══ Data to use ══
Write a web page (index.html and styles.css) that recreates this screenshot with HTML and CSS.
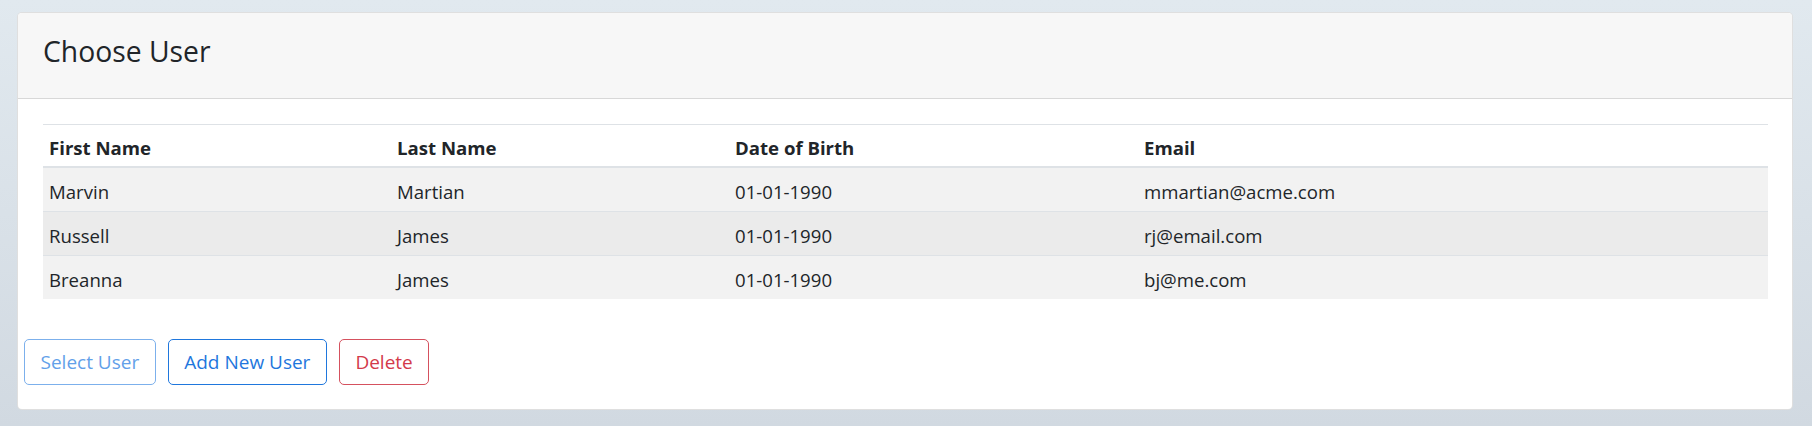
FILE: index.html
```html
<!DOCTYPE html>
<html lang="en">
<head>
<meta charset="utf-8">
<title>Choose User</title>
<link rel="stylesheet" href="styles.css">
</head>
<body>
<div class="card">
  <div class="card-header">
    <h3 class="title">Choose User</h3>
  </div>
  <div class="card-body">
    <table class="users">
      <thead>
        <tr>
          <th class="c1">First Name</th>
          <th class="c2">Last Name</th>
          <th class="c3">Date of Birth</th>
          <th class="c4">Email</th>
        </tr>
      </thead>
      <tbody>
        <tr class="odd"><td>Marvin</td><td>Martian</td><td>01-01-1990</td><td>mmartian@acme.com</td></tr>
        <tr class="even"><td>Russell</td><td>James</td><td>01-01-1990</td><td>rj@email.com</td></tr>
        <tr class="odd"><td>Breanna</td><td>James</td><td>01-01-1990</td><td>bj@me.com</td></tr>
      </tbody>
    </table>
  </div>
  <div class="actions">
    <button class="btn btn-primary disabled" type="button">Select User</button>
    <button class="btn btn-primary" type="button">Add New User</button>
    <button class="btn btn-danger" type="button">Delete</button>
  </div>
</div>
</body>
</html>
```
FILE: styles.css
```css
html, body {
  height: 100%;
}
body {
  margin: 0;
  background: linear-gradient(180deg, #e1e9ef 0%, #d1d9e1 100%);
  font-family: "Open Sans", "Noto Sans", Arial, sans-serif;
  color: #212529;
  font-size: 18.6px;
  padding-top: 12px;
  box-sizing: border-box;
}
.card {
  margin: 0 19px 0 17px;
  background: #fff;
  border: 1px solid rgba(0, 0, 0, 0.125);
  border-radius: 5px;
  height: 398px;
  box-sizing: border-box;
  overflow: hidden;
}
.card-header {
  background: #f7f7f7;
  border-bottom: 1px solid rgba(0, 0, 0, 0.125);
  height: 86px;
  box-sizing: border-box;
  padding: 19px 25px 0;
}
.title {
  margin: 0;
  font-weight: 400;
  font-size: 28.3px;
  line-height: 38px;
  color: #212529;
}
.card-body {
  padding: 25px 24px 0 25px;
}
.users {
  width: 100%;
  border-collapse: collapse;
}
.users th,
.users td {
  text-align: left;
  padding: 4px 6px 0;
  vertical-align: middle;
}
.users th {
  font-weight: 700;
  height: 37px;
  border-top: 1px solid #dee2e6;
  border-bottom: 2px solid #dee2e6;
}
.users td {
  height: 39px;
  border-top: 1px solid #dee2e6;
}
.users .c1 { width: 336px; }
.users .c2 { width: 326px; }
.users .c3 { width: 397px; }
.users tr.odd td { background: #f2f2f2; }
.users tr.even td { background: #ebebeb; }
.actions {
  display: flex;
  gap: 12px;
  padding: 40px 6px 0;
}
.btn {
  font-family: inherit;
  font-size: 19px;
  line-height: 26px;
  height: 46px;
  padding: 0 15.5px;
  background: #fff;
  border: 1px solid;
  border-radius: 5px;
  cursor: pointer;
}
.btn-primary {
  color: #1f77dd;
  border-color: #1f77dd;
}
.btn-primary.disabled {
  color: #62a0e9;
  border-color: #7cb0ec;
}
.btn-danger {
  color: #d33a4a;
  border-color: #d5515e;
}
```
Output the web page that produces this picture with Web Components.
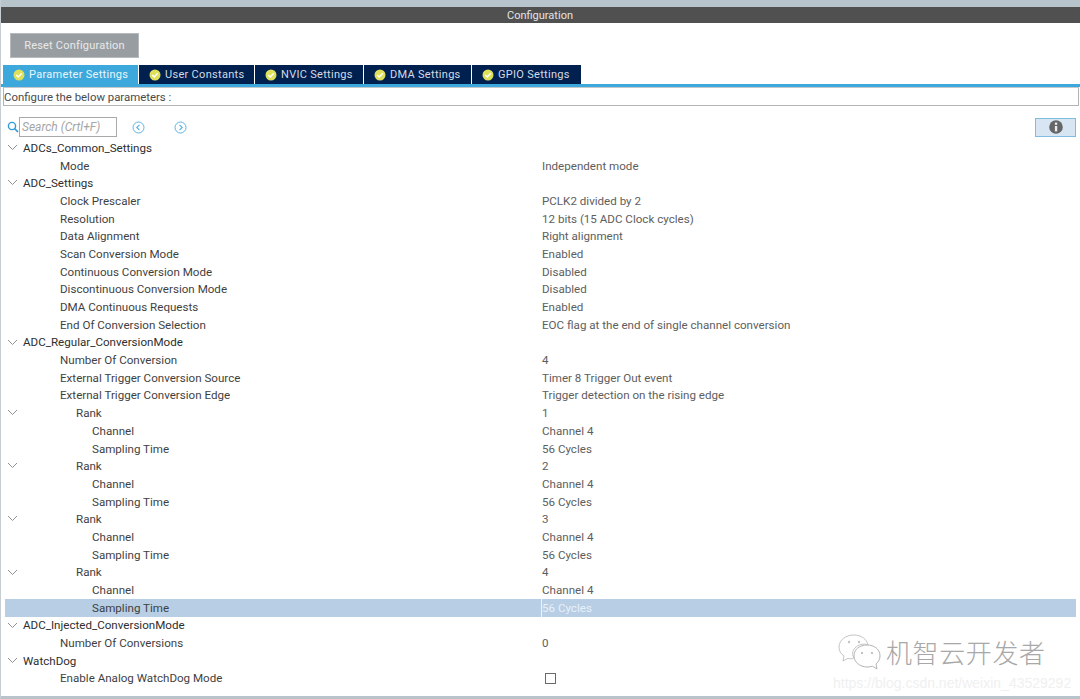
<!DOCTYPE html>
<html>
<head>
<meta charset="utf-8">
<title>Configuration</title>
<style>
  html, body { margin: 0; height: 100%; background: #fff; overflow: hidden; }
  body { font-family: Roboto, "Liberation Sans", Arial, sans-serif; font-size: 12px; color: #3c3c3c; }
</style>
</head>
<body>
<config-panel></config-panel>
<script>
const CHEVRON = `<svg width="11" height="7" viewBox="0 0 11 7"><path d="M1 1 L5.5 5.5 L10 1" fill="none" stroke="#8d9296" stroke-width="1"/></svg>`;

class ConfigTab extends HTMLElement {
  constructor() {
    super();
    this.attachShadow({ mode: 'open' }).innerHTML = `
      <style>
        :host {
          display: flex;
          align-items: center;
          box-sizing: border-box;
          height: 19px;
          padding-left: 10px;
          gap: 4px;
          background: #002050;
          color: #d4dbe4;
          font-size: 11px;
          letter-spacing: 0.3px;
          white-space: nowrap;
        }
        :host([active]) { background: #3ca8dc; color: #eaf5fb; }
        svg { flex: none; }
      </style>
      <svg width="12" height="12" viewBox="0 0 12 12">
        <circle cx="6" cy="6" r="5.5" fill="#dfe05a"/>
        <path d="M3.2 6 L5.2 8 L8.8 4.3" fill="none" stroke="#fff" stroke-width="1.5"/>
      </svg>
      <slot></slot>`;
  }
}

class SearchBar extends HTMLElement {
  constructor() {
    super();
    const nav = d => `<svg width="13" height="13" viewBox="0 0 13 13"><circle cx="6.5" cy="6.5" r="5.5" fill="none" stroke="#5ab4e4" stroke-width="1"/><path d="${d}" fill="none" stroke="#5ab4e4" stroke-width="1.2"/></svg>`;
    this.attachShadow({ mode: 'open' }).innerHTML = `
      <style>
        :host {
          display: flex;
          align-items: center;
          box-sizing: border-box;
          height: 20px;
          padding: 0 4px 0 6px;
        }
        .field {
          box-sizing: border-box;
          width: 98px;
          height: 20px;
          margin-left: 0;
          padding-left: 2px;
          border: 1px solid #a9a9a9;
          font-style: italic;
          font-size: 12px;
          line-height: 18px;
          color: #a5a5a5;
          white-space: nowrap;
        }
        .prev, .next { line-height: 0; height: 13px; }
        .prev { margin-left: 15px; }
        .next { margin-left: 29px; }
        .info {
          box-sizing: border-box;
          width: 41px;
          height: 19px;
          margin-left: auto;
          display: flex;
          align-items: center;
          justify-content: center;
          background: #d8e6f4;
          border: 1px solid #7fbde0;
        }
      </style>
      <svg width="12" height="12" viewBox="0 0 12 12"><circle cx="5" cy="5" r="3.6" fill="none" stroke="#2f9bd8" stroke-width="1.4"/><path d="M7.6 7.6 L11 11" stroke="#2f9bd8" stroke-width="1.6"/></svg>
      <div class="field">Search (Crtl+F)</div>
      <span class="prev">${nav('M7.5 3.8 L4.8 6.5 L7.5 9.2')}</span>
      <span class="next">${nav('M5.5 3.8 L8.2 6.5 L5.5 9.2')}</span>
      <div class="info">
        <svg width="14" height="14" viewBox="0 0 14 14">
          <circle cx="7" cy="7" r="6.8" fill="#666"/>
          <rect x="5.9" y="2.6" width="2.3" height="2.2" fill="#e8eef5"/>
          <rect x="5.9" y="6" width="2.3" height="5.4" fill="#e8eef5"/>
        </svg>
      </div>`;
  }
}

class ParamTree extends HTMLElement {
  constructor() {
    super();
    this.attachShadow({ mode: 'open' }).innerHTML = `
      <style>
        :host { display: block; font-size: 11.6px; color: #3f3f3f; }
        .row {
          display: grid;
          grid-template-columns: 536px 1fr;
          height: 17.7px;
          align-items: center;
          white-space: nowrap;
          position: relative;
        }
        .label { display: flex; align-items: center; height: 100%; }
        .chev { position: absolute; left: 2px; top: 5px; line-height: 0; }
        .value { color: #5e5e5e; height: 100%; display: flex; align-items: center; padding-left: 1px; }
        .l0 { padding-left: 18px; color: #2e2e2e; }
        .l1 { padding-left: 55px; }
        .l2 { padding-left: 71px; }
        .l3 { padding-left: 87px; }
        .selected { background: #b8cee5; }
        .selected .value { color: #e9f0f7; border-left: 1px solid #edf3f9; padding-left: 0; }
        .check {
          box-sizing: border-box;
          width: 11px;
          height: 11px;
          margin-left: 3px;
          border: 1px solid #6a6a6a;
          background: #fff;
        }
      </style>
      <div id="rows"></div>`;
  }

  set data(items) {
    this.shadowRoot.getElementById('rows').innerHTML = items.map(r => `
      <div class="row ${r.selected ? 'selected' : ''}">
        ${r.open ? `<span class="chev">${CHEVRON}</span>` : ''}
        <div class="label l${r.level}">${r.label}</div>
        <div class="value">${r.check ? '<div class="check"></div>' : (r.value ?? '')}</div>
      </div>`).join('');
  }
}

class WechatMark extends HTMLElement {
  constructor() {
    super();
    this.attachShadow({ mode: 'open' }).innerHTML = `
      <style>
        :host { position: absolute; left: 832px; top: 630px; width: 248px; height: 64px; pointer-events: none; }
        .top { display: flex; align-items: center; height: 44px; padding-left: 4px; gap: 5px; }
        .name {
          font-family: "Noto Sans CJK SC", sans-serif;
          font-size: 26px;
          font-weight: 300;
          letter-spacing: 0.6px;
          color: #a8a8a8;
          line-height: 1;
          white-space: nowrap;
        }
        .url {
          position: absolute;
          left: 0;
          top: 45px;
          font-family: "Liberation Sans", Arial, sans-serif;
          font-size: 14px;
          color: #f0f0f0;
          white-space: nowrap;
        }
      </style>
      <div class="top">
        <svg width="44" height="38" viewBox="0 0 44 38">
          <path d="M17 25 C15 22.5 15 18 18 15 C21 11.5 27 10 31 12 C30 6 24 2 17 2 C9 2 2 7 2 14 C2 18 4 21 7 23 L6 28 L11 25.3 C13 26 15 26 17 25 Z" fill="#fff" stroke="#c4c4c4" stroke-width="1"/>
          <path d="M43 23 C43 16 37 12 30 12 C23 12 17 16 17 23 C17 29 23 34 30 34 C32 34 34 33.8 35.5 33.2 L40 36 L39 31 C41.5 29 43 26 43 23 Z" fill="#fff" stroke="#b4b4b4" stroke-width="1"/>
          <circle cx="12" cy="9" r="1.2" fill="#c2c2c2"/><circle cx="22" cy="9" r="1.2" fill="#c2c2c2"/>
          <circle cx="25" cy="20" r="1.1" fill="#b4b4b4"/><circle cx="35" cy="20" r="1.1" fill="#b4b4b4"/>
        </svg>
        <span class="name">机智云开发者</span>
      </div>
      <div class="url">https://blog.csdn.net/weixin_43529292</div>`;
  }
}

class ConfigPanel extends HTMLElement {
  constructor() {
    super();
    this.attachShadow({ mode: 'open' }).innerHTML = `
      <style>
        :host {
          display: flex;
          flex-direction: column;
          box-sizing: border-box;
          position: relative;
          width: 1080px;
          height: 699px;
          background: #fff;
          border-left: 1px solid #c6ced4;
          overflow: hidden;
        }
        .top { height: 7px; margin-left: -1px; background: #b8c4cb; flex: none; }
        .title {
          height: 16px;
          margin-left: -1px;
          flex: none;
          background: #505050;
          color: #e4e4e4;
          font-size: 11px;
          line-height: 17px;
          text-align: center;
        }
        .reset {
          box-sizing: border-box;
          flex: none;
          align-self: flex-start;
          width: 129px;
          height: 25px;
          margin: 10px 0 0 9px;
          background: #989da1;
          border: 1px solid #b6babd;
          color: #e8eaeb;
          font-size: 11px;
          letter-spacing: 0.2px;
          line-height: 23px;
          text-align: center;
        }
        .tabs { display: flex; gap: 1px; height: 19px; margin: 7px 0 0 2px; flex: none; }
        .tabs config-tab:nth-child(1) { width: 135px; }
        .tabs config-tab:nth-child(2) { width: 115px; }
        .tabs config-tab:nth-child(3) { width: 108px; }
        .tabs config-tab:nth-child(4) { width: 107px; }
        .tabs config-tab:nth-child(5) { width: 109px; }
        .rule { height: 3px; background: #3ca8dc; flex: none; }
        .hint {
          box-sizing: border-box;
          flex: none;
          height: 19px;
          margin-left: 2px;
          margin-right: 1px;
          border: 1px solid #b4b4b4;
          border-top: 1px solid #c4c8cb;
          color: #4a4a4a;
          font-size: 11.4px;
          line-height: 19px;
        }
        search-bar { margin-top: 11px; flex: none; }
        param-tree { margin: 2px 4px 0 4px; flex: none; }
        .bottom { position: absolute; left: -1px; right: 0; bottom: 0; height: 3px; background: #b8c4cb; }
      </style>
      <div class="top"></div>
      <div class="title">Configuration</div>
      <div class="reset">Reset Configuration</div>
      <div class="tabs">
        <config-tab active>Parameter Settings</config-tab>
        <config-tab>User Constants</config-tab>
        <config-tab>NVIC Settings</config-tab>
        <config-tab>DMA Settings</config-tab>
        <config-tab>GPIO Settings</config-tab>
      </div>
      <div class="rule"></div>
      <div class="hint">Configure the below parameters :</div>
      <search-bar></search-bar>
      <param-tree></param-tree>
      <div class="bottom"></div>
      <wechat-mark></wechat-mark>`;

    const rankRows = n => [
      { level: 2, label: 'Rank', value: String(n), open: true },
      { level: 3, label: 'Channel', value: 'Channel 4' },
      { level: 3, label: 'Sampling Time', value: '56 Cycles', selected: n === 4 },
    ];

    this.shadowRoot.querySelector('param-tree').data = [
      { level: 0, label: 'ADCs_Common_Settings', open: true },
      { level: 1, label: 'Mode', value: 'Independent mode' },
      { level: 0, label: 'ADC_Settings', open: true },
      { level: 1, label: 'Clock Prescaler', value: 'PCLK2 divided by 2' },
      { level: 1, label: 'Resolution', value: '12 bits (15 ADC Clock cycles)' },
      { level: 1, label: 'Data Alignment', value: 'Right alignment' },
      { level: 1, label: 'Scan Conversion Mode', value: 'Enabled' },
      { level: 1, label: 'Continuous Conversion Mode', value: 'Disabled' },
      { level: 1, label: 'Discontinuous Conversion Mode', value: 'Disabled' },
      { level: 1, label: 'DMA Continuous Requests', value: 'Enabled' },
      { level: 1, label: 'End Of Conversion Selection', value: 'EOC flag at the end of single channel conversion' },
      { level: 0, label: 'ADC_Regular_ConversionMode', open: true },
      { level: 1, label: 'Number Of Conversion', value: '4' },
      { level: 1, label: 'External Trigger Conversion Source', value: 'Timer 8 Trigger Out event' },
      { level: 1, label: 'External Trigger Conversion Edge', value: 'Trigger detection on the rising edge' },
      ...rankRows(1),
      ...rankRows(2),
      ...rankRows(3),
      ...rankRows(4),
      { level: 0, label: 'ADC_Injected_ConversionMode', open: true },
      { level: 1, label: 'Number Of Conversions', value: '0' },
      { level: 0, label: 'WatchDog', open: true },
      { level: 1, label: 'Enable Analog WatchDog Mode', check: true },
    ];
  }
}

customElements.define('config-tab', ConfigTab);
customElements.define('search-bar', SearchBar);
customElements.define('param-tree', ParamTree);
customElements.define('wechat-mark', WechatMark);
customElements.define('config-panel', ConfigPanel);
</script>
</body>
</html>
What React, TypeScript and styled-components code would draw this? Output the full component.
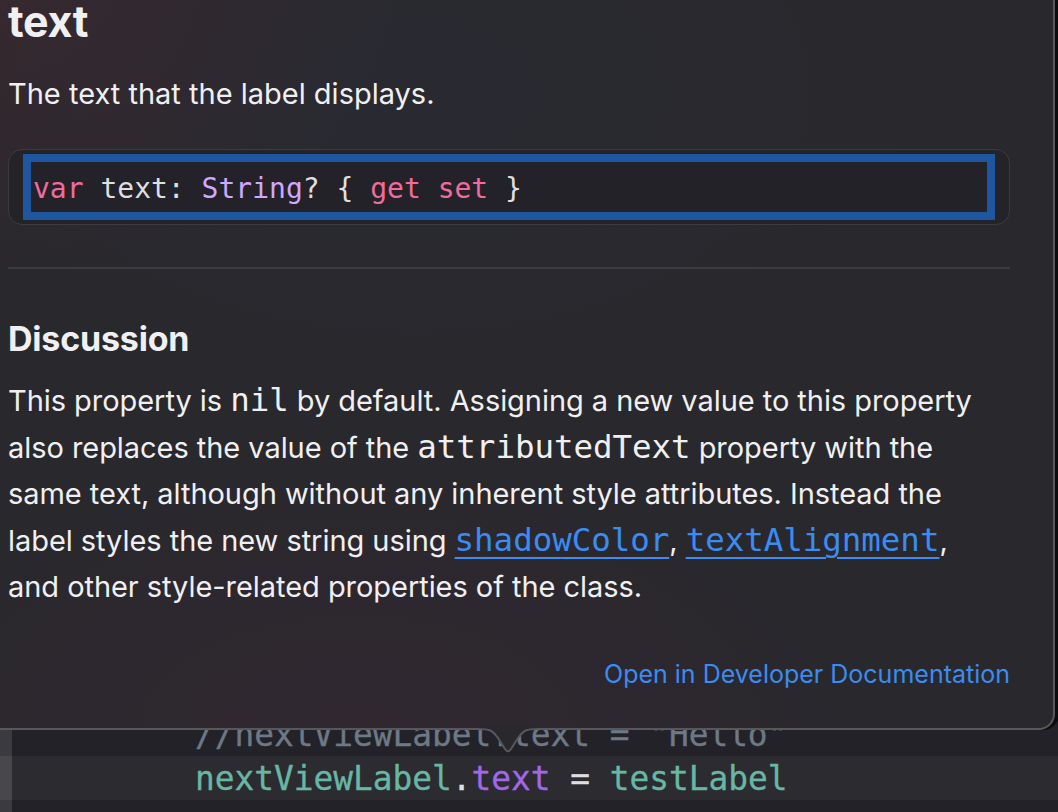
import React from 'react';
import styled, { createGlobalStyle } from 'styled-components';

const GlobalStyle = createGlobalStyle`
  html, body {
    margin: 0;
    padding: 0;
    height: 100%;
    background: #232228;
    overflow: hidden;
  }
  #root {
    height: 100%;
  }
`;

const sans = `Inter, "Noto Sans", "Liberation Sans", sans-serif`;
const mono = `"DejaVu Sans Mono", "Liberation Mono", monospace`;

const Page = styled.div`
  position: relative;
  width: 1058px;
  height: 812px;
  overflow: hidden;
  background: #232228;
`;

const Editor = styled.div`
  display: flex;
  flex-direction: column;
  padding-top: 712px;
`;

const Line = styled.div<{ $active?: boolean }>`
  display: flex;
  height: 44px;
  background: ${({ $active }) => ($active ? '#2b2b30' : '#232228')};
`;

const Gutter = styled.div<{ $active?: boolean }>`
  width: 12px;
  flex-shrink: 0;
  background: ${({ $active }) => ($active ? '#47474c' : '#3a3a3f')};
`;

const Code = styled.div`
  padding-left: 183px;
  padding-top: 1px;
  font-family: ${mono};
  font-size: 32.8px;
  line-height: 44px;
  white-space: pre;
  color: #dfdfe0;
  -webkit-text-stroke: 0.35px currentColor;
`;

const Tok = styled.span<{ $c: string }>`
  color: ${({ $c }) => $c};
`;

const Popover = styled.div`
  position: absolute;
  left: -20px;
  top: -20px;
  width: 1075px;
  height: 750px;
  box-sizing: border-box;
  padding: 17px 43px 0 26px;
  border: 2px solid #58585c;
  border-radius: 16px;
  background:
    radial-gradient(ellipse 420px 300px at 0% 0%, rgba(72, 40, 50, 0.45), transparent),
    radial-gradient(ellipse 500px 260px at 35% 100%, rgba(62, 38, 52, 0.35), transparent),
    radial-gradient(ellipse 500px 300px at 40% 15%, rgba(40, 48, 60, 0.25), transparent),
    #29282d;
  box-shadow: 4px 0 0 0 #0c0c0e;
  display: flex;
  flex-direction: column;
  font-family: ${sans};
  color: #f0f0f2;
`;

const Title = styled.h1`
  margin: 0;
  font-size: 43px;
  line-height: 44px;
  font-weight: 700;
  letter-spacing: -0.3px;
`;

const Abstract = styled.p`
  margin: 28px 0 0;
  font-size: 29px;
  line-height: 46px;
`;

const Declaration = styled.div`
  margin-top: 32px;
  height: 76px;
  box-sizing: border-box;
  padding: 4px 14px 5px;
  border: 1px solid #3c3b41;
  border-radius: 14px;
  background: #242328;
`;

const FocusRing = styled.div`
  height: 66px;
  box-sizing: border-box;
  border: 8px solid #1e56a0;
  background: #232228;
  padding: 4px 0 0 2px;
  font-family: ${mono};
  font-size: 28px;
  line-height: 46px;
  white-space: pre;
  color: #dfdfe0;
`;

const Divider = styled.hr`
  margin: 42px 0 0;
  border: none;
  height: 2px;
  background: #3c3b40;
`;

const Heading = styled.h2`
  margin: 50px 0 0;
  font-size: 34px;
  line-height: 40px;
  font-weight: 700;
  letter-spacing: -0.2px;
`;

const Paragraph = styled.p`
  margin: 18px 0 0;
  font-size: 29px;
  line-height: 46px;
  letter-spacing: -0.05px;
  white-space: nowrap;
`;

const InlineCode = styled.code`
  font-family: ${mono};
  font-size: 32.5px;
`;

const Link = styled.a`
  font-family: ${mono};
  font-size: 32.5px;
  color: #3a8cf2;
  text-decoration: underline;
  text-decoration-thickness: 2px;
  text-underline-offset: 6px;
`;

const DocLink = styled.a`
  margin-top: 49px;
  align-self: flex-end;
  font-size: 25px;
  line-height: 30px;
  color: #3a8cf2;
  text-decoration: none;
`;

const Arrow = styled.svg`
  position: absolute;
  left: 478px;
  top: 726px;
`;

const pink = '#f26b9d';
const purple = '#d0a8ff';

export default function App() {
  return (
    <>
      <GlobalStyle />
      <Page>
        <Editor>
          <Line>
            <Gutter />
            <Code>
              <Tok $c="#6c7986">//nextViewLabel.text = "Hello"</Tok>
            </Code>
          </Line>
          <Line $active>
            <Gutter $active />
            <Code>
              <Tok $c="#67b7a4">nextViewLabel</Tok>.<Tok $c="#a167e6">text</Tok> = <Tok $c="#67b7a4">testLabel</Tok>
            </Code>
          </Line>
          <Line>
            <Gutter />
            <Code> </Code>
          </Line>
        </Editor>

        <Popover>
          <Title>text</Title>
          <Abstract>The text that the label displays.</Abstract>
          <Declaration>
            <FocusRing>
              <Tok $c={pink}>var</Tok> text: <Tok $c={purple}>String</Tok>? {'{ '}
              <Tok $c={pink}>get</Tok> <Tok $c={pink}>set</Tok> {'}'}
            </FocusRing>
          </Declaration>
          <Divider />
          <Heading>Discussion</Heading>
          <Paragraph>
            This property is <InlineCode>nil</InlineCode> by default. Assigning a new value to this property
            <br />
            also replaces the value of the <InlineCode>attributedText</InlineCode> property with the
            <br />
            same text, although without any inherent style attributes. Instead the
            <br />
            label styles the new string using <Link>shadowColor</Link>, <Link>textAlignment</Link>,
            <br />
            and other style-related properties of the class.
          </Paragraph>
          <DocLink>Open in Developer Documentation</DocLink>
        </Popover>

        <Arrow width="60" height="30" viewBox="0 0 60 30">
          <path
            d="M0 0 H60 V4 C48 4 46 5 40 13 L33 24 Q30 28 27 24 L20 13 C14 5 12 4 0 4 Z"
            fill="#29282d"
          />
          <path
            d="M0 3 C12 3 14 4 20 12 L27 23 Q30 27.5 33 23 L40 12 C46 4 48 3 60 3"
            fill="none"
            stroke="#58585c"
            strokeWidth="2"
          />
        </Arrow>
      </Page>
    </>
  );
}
═══
● **Task details**: In the listing above, find the line containing "Output the web" and the line containing "L5.5 5.5 L10", then output those two lines and everything between them exactly as written, without the images.

● **Task output**:
Output the web page that produces this picture with Web Components.
<!DOCTYPE html>
<html>
<head>
<meta charset="utf-8">
<title>Configuration</title>
<style>
  html, body { margin: 0; height: 100%; background: #fff; overflow: hidden; }
  body { font-family: Roboto, "Liberation Sans", Arial, sans-serif; font-size: 12px; color: #3c3c3c; }
</style>
</head>
<body>
<config-panel></config-panel>
<script>
const CHEVRON = `<svg width="11" height="7" viewBox="0 0 11 7"><path d="M1 1 L5.5 5.5 L10 1" fill="none" stroke="#8d9296" stroke-width="1"/></svg>`;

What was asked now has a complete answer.